Taking a break as we head up and around. Having a snack, hydrating and relaxing a bit... Looking at routes on the backside of Cathedral.
Our view looking out across the valley... Nice!
The day ended with the chimney raps that most are familiar with...
I've always loved this view... Looking out into the void that makes the chimney, between Fifi and Leaning Tower
It was an awesome day. The climbing wasn't as hard as we thought it was going to be in some aspects, moreso in others (the heel hook caught us by surprise).

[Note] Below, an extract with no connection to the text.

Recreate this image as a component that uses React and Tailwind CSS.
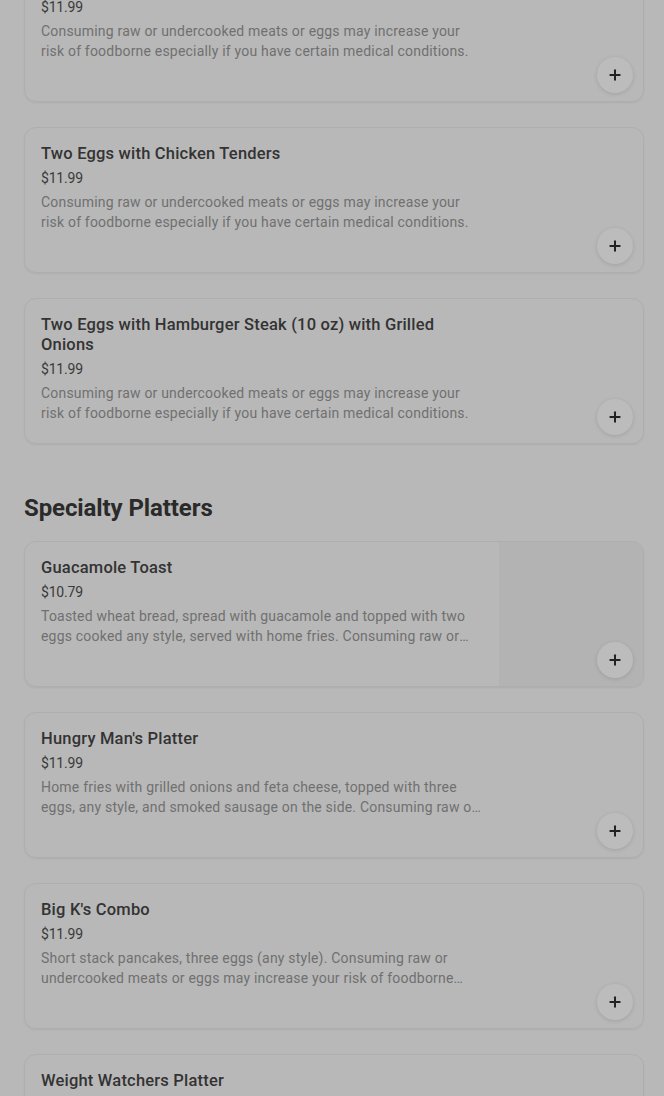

We both plan to do the climb again taking a lot less gear. However, I think this will be the most fun ascent of the route we'll do as the mystery was SO much a part of the adventure. I'd read of 30 foot loops with overhang beneath and above you so that if you fell, you'd suddenly be 50 feet down, needing to jug back up (the jugs and screamers will stay home next time). I'd envisioned death flakes hanging out, looking like the rotted teeth of some big monster, waiting to fall out as soon as you weighted them. It's amazing how different something looks when you stand there ready to climb it versus standing at the base of WFLT/WDD thinking, that looks interesting.
Next time, no screamers (we didn't use them), no cams, the ice floss will remain on my back only to come out for the raps. A small rack of nuts is plenty to protect the climb (what little protection there is). I think we can do the route in about an hour, hour and a half. The route took us three hours this time around. I'd highly recommend the route to others. It's awesome!
I've been asked about the rating a few times... I'm no ratings master, by any means but after discussing this with Blaine and offering what I thought it might be rated he agreed. I'd place it at 5.8 R/X. There are a few tricky moves, lots of balancey sections that could easily send you on a ride you don't want to go on, little to no pro and ropes running over sharp edges and flakes with 30 foot loops between them.